* Start Supplied material *
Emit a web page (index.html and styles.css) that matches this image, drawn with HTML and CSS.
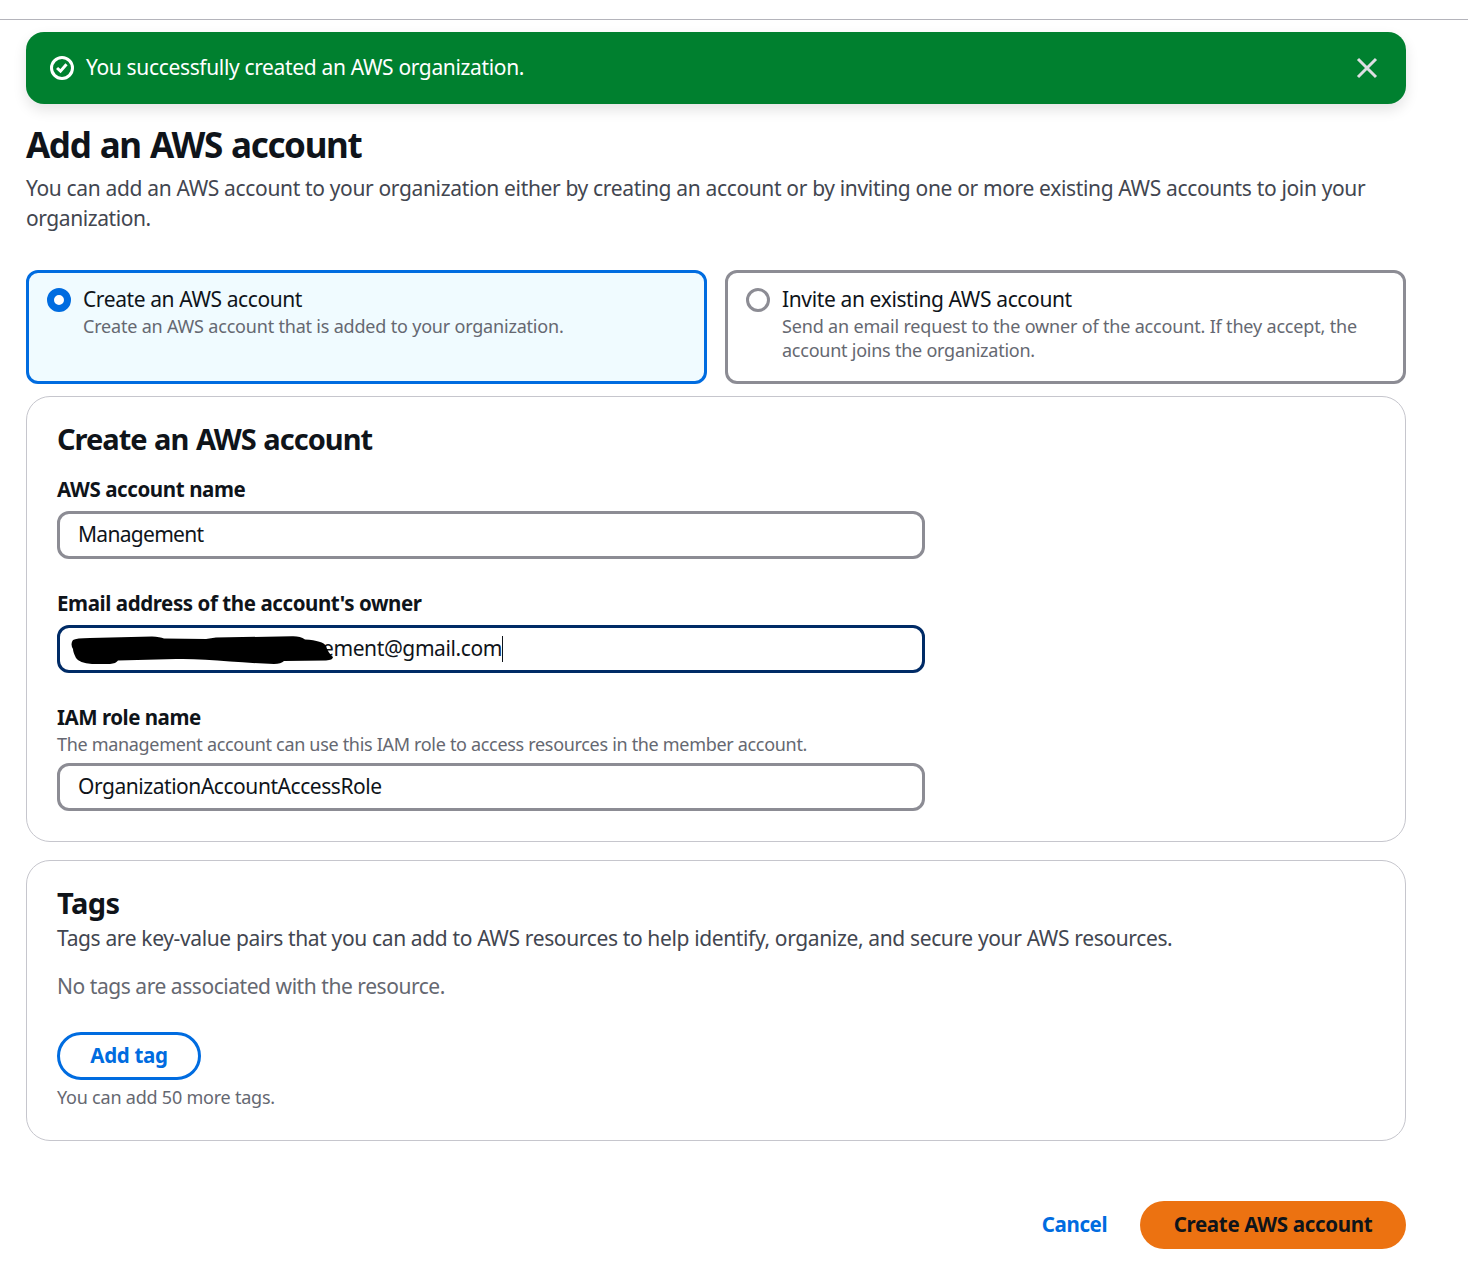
FILE: index.html
```html
<!DOCTYPE html>
<html lang="en">
<head>
<meta charset="utf-8">
<title>Add an AWS account</title>
<link rel="stylesheet" href="styles.css">
</head>
<body>
<div class="topbar"></div>
<main class="page">
  <div class="flash">
    <svg class="flash-icon" width="24" height="24" viewBox="0 0 16 16" fill="none" stroke="#fff" stroke-width="2"><circle cx="8" cy="8" r="7"/><path d="M4.700 8 7 10.100 11 5.500"/></svg>
    <span class="flash-text"><span class="t t-flash">You successfully created an AWS organization.</span></span>
    <svg class="flash-close" width="24" height="24" viewBox="0 0 24 24" fill="none" stroke="#dedee3" stroke-width="3"><path d="m3 3 18 18M21 3 3 21"/></svg>
  </div>

  <h1><span class="t t-h1">Add an AWS account</span></h1>
  <p class="lead"><span class="t t-lead">You can add an AWS account to your organization either by creating an account or by inviting one or more existing AWS accounts to join your</span><br><span class="t t-lead2">organization.</span></p>

  <div class="tiles">
    <label class="tile tile-selected">
      <span class="radio radio-on"></span>
      <span class="tile-body"><span class="tile-title"><span class="t t-tile1">Create an AWS account</span></span><span class="hint"><span class="t t-hint1">Create an AWS account that is added to your organization.</span></span></span>
    </label>
    <label class="tile">
      <span class="radio"></span>
      <span class="tile-body"><span class="tile-title"><span class="t t-tile2">Invite an existing AWS account</span></span><span class="hint"><span class="t t-hint2">Send an email request to the owner of the account. If they accept, the</span><br><span class="t t-hint3">account joins the organization.</span></span></span>
    </label>
  </div>

  <section class="card">
    <h2><span class="t t-h2">Create an AWS account</span></h2>
    <div class="field">
      <div class="label"><span class="t t-label1">AWS account name</span></div>
      <div class="input"><span class="t t-in1">Management</span></div>
    </div>
    <div class="field">
      <div class="label"><span class="t t-label2">Email address of the account's owner</span></div>
      <div class="input input-focus"><span class="email t t-email">ement@gmail.com</span><span class="caret"></span>
        <svg class="scribble" width="264" height="30" viewBox="0 0 264 30"><path d="M3 4 Q6 2 20 2 L82 0.5 Q90 1 94 2.5 L136 3 L146 1.5 L222 0.3 Q230 0 235 3.500 Q253 4.500 256 10 Q258 17 263 21 Q263 24 256 24.500 L214 25 Q211 28 204 28 Q180 27 160 25.500 Q130 22.500 106 23 L48 24.500 Q46 27.500 40 28 L22 28 Q9 27 6 22 Q3 16 3 13 Q0 8 3 4Z"/></svg>
      </div>
    </div>
    <div class="field">
      <div class="label"><span class="t t-label3">IAM role name</span></div>
      <div class="hint"><span class="t t-hint4">The management account can use this IAM role to access resources in the member account.</span></div>
      <div class="input"><span class="t t-in2">OrganizationAccountAccessRole</span></div>
    </div>
  </section>

  <section class="card card-tags">
    <h2><span class="t t-tags">Tags</span></h2>
    <p class="tags-lead"><span class="t t-tagslead">Tags are key-value pairs that you can add to AWS resources to help identify, organize, and secure your AWS resources.</span></p>
    <p class="tags-empty"><span class="t t-empty">No tags are associated with the resource.</span></p>
    <button class="btn btn-outline"><span class="t t-add">Add tag</span></button>
    <div class="hint tags-hint"><span class="t t-hint5">You can add 50 more tags.</span></div>
  </section>

  <div class="actions">
    <button class="btn btn-link"><span class="t t-cancel">Cancel</span></button>
    <button class="btn btn-primary"><span class="t t-create">Create AWS account</span></button>
  </div>
</main>
</body>
</html>
```
FILE: styles.css
```css
* { box-sizing: border-box; }
body { margin: 0; background: #fff; color: #0f141a; font: 21px/30px "Noto Sans", sans-serif; }
h1, h2, p { margin: 0; }
.topbar { height: 20px; border-bottom: 1px solid #b4b4bb; }
.page { width: 1380px; margin: 12px 0 0 26px; }
.flash { display: flex; align-items: center; height: 72px; padding: 0 27px 0 24px; border-radius: 18px; background: #00802f; color: #fff; box-shadow: 0 6px 14px 0 rgba(0, 7, 22, .11); }
.flash-text { flex: 1; margin-left: 12px; }
h1 { margin-top: 20px; font-size: 35px; line-height: 45px; }
.lead { margin-top: 5px; color: #424650; }
.tiles { display: grid; grid-template-columns: 1fr 1fr; gap: 18px; margin-top: 36px; }
.tile { display: flex; gap: 12px; height: 114px; padding: 12px 18px; border: 3px solid #8c8c94; border-radius: 12px; }
.tile-selected { border-color: #006ce0; background: #f0fbff; }
.radio { flex: none; width: 24px; height: 24px; margin-top: 3px; border: 3px solid #8c8c94; border-radius: 50%; background: #fff; }
.radio-on { border: 7px solid #006ce0; }
.tile-title { display: block; }
.hint { display: block; font-size: 18px; line-height: 24px; color: #656871; }
.card { height: 446px; margin-top: 12px; padding: 25px 30px 0; border: 1px solid #c6c6cd; border-radius: 24px; }
h2 { font-size: 29px; line-height: 36px; }
.field { margin-bottom: 30px; }
h2 + .field { margin-top: 17px; }
.label { font-size: 20.5px; font-weight: 700; }
.input { position: relative; display: flex; align-items: center; width: 868px; height: 48px; margin-top: 6px; padding: 0 18px; border: 3px solid #8c8c94; border-radius: 12px; }
.input-focus { border-color: #002b66; }
.email { margin-left: 244px; }
.caret { width: 1px; height: 26px; background: #0f141a; }
.scribble { position: absolute; left: 10px; top: 8px; }
.card-tags { height: 281px; margin-top: 18px; }
.tags-lead { margin-top: 2px; color: #424650; }
.tags-empty { margin-top: 18px; color: #656871; }
.btn { display: flex; align-items: center; justify-content: center; height: 48px; padding: 0; border: 0; border-radius: 24px; background: none; font: 700 20.5px/30px "Noto Sans", sans-serif; color: #0f141a; }
.btn-outline { width: 144px; margin-top: 30px; border: 3px solid #006ce0; color: #006ce0; }
.tags-hint { margin-top: 6px; }
.actions { display: flex; justify-content: flex-end; margin-top: 60px; }
.btn-link { width: 131px; color: #006ce0; }
.btn-primary { width: 266px; background: #ec7211; }

/* Text runs: optical alignment and tracking */
.t { display: inline-block; vertical-align: top; white-space: nowrap; transform: translateY(-1px); }
.t-flash, .t-lead { letter-spacing: -.345px; }
.t-h1 { letter-spacing: -1.35px; word-spacing: 1.5px; transform: translateY(-2px); }
.t-lead2 { letter-spacing: -.42px; }
.t-tile1 { letter-spacing: -.405px; }
.t-tile2 { letter-spacing: -.37px; }
.t-hint1 { letter-spacing: -.195px; }
.t-hint2 { letter-spacing: -.175px; }
.t-hint3 { letter-spacing: -.24px; }
.t-h2 { letter-spacing: -1px; word-spacing: 1px; }
.t-label1 { letter-spacing: -.4px; }
.t-label2 { letter-spacing: -.42px; }
.t-label3 { letter-spacing: -.48px; }
.t-in1 { letter-spacing: -.7px; }
.t-email { letter-spacing: -.4px; }
.t-in2 { letter-spacing: -.45px; }
.t-hint4 { letter-spacing: -.315px; }
.t-tags { letter-spacing: -.5px; }
.t-tagslead { letter-spacing: -.363px; }
.t-empty { letter-spacing: -.45px; }
.t-add { letter-spacing: -.3px; }
.t-hint5 { letter-spacing: -.22px; }
.t-cancel { letter-spacing: -.4px; }
.t-create { letter-spacing: -.33px; }
```
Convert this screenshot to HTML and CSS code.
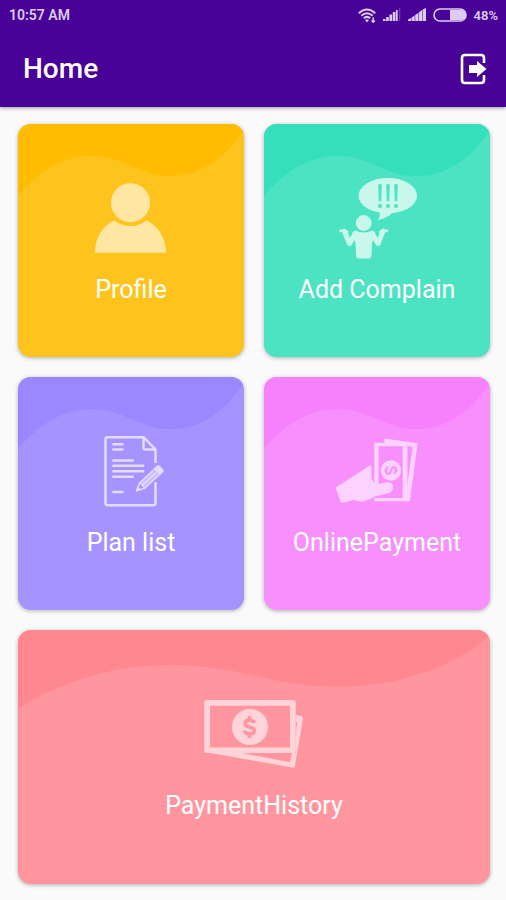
FILE: index.html
```html
<!DOCTYPE html>
<html lang="en">
<head>
<meta charset="utf-8">
<meta name="viewport" content="width=device-width, initial-scale=1">
<title>Home</title>
<link rel="stylesheet" href="styles.css">
</head>
<body>
<header class="header">
  <div class="status">
    <span class="time">10:57 AM</span>
    <div class="status-icons">
      <svg width="18" height="15" viewBox="0 0 18 15" fill="none" stroke="currentColor" stroke-width="2">
        <path d="M.8 5.2Q9-2.2 17.200 5.200"/>
        <path d="M3.300 7.800Q9 2.800 14.700 7.800"/>
        <path d="M5.800 10.300Q9 7.500 12.200 10.300"/>
        <path d="M7 12L9 11.200 11 12 9 14.500Z" fill="currentColor" stroke="none"/>
        <path d="M15.200 9.500v5M13.500 12.500l1.700 1.700 1.700-1.700" stroke-width="1.500"/>
      </svg>
      <svg width="18" height="14" viewBox="0 0 18 14" fill="currentColor">
        <path d="M0 11h2.600v2H0zM3.200 9h2.600v4H3.200zM6.500 6.500h2.600V13H6.500zM9.800 4h2.600v9H9.800zM12.900 2h1.800v11h-1.800z"/>
        <path d="M16.200 0h1v13h-1z" opacity=".35"/>
      </svg>
      <svg width="18" height="14" viewBox="0 0 18 14" fill="currentColor">
        <path d="M0 11.500L3 10v3H0zM3.500 9.500l3.200-2V13H3.500zM7.200 7l3.200-2.300V13H7.200zM10.900 4.300l3.200-2.300V13h-3.200zM14.600 1.600L18 0v13h-3.400z"/>
      </svg>
      <svg width="34" height="14" viewBox="0 0 34 14">
        <rect x="1" y="1" width="32" height="12" rx="6" fill="none" stroke="currentColor" stroke-width="1.600"/>
        <path d="M17 2H28A5 5 0 0 1 28 12H17Z" fill="currentColor"/>
      </svg>
      <span>48%</span>
    </div>
  </div>
  <div class="toolbar">
    <h1 class="title">Home</h1>
    <button class="logout" type="button" aria-label="Log out">
      <svg width="28" height="32" viewBox="0 0 28 32">
        <path d="M24 10V5Q24 2 21 2H5Q2 2 2 5V27Q2 30 5 30H21Q24 30 24 27V22" fill="none" stroke="currentColor" stroke-width="2.600"/>
        <path d="M9 12H17V8L26.500 16 17 24V20H9Z" fill="currentColor"/>
      </svg>
    </button>
  </div>
</header>

<main class="grid">
  <a class="card yellow" href="#profile">
    <svg class="wave" viewBox="0 0 226 233" preserveAspectRatio="none"><path d="M0 0H226V6C207 34 184 52 152 52C120 52 108 32 72 32C45 32 20 48 0 72Z"/></svg>
    <svg class="icon" viewBox="0 0 100 90" fill="currentColor">
      <circle cx="49.500" cy="28.700" r="19.500"/>
      <path d="M14 78.700C14 64 21 52 33.500 46.200Q40 52 49.500 52T65.500 46.200C77.500 52 85 64 85 78.700Z"/>
    </svg>
    <span class="label">Profile</span>
  </a>

  <a class="card teal" href="#complain">
    <svg class="wave" viewBox="0 0 226 233" preserveAspectRatio="none"><path d="M0 0H226V6C207 34 184 52 152 52C120 52 108 32 72 32C45 32 20 48 0 72Z"/></svg>
    <svg class="icon" viewBox="0 0 100 90" fill="currentColor">
      <ellipse cx="60.800" cy="21.700" rx="29.300" ry="17.700"/>
      <path d="M52 37Q54.500 41 50.500 46.300Q61 44 66 38Z"/>
      <g class="cut">
        <path d="M51.200 10.300h3.600L54.200 27h-2.400zM59.200 10.300h3.600L62.200 27h-2.400zM67.200 10.300h3.600L70.200 27h-2.400z"/>
        <circle cx="53" cy="32" r="2"/><circle cx="61" cy="32" r="2"/><circle cx="69" cy="32" r="2"/>
      </g>
      <circle cx="36.700" cy="49" r="7.900"/>
      <path d="M28.500 56.500Q36.700 60.500 45 56.500Q48 57 48.500 60L45 69 44.500 81.500Q44.200 84.500 41.500 84.500H32Q29.200 84.500 29 81.500L28.500 69 25 60Q25.500 57 28.500 56.500Z"/>
      <g fill="none" stroke="currentColor" stroke-linecap="round" stroke-linejoin="round">
        <path d="M18 58.500L22.500 69.500 28 60M55.500 58.500L51 69.500 45.500 60" stroke-width="5"/>
        <path d="M13.500 56.800H18.500M17 56L20 58M60 56.800H55M56.500 56L53.500 58" stroke-width="2.800"/>
      </g>
    </svg>
    <span class="label">Add Complain</span>
  </a>

  <a class="card purple" href="#plans">
    <svg class="wave" viewBox="0 0 226 233" preserveAspectRatio="none"><path d="M0 0H226V6C207 34 184 52 152 52C120 52 108 32 72 32C45 32 20 48 0 72Z"/></svg>
    <svg class="icon" viewBox="0 0 100 90" fill="none" stroke="currentColor" stroke-width="2.500">
      <path d="M74.500 36V22.500L62.500 10.200H26.500Q24.500 10.200 24.500 12.200V76.300Q24.500 78.300 26.500 78.300H72.500Q74.500 78.300 74.500 76.300V55M62.500 10.200V20.500Q62.500 22.500 64.500 22.500H74.500" stroke-linejoin="round"/>
      <path d="M31.300 17.200H42.500M31.300 22.400H42.500M31.300 33.400H52.800M31.300 38.800H63.200M31.300 44.300H63.200M31.300 49.800H52.800M31.300 65H42.500"/>
      <g transform="translate(54.800 64.500) rotate(-43)">
        <path d="M1 0L9-3.800V3.800Z" stroke-width="1.500" stroke-linejoin="round"/>
        <path d="M0 0L5-2.500V2.500Z" fill="currentColor" stroke="none"/>
        <path d="M9-4.300H27.500V4.300H9Z" fill="currentColor" stroke="none" opacity=".55"/>
        <path d="M9-3.600H27.500M9 0H27.500M9 3.600H27.500" stroke-width="1.500"/>
        <path d="M28-4.600H33Q35-4.600 35-2.600V2.600Q35 4.600 33 4.600H28Z" fill="currentColor" stroke="none"/>
      </g>
    </svg>
    <span class="label">Plan list</span>
  </a>

  <a class="card pink" href="#payment">
    <svg class="wave" viewBox="0 0 226 233" preserveAspectRatio="none"><path d="M0 0H226V6C207 34 184 52 152 52C120 52 108 32 72 32C45 32 20 48 0 72Z"/></svg>
    <svg class="icon" viewBox="0 0 100 90" fill="currentColor">
      <path d="M57.500 16V11.500L90.700 16.300 82.800 74.300H79L80 60 85.600 19.800 80.500 19V16Z"/>
      <path fill-rule="evenodd" d="M47.300 15.700H80.500V74.300H47.300V71H75.700V19.200H51.700V58H47.300Z"/>
      <circle cx="64" cy="43.500" r="10.200"/>
      <path class="cut-line" transform="translate(64 43.500) rotate(90) scale(.52)" d="M6.500-6Q5-9.200 0-9.200Q-6-9.200-6-5Q-6-1.500 0 0Q6.500 1.500 6.500 5.200Q6.500 9.200 0 9.200Q-5.500 9.200-6.500 5.500M0-13V-9M0 9V13"/>
      <path d="M8.700 60.500L42.500 38.800Q44.200 38 44.500 40V51.500Q46 54.500 49 57.500L60 55.300Q65.800 54.500 66 59.500Q66.200 64.500 61 66.300L47 69.800Q41 74 34 74.800Q30 73.500 26.500 73L15.500 75.800Q13.800 76 13.300 74.200Z"/>
    </svg>
    <span class="label">OnlinePayment</span>
  </a>

  <a class="card red wide" href="#history">
    <svg class="wave" viewBox="0 0 226 233" preserveAspectRatio="none"><path d="M0 0H226V6C207 34 184 52 152 52C120 52 108 32 72 32C45 32 20 48 0 72Z"/></svg>
    <svg class="icon" viewBox="0 0 100 90" fill="currentColor">
      <path fill-rule="evenodd" d="M3 10H89Q91.700 10 91.700 12.800V60.200Q91.700 63 89 63H3Q.2 63 .2 60.200V12.800Q.2 10 3 10ZM6 15.700V57.500H86V15.700Z"/>
      <path fill-rule="evenodd" d="M1 62L88.500 77.600Q90.500 78 91 75.800L99 28.500Q99.200 26.800 97.500 26.300L91.700 24.800V32L93.300 32.300 91.500 45V63H38L86 72.200 88 62.500H1Z"/>
      <circle cx="46" cy="37" r="18"/>
      <path class="cut-line" transform="translate(45.500 37) scale(.88)" d="M5.500-4.500Q4.500-7.800 0-7.800Q-5-7.800-5-4.200Q-5-1 0 0Q5.500 1.200 5.500 4.500Q5.500 8 0 8Q-5 8-5.800 4.200M0-12.500V-8M0 8V12.500"/>
    </svg>
    <span class="label">PaymentHistory</span>
  </a>
</main>
</body>
</html>
```

FILE: styles.css
```css
* {
  box-sizing: border-box;
}

body {
  margin: 0;
  background: #fafafa;
  font-family: Roboto, "Liberation Sans", sans-serif;
}

.header {
  background: #480297;
  color: #fff;
  box-shadow: 0 1px 4px rgba(0, 0, 0, 0.4);
}

.status {
  display: flex;
  align-items: center;
  justify-content: space-between;
  height: 30px;
  padding: 0 8px 0 9px;
  color: #dccdf0;
  font-size: 13px;
  font-weight: 600;
}

.time {
  font-size: 14px;
}

.status-icons {
  display: flex;
  align-items: center;
  gap: 7px;
}

.toolbar {
  display: flex;
  align-items: center;
  justify-content: space-between;
  height: 77px;
  padding: 0 18px 0 23px;
}

.title {
  margin: 0;
  font-size: 28px;
  font-weight: 500;
  line-height: 34px;
}

.logout {
  display: flex;
  padding: 0;
  border: 0;
  background: none;
  color: #fff;
  cursor: pointer;
}

.grid {
  display: grid;
  grid-template-columns: 1fr 1fr;
  gap: 20px;
  padding: 17px 16px 16px 18px;
}

.card {
  position: relative;
  display: flex;
  flex-direction: column;
  align-items: center;
  justify-content: center;
  gap: 10px;
  min-height: 233px;
  padding-bottom: 2px;
  overflow: hidden;
  border-radius: 13px;
  background: var(--base);
  box-shadow: 0 1px 4px rgba(0, 0, 0, 0.3);
  color: #fff;
  text-decoration: none;
}

.wide {
  grid-column: 1 / -1;
  min-height: 254px;
}

.wave {
  position: absolute;
  inset: 0;
  width: 100%;
  height: 100%;
  fill: var(--wave);
}

.icon {
  position: relative;
  width: 100px;
  height: 90px;
  color: var(--icon);
}

.cut {
  fill: var(--base);
}

.cut-line {
  fill: none;
  stroke: var(--base);
  stroke-width: 4;
}

.label {
  position: relative;
  font-size: 25px;
  line-height: 32px;
}

.yellow {
  --base: #fec41d;
  --wave: #ffbc03;
  --icon: #ffe6a3;
}

.teal {
  --base: #4be3c2;
  --wave: #35dfbb;
  --icon: #c9f7ec;
}

.purple {
  --base: #a593ff;
  --wave: #9b87ff;
  --icon: #e3dcff;
}

.pink {
  --base: #f78ffc;
  --wave: #f780fc;
  --icon: #fcd2fe;
}

.red {
  --base: #ff969f;
  --wave: #ff8890;
  --icon: #ffd3d8;
}
```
* End Supplied material *
* **Directions**:
List the lines of the material in which the word "page" occurs.

* **Output for this task**:
Emit a web page (index.html and styles.css) that matches this image, drawn with HTML and CSS.
<main class="page">
.page { width: 1380px; margin: 12px 0 0 26px; }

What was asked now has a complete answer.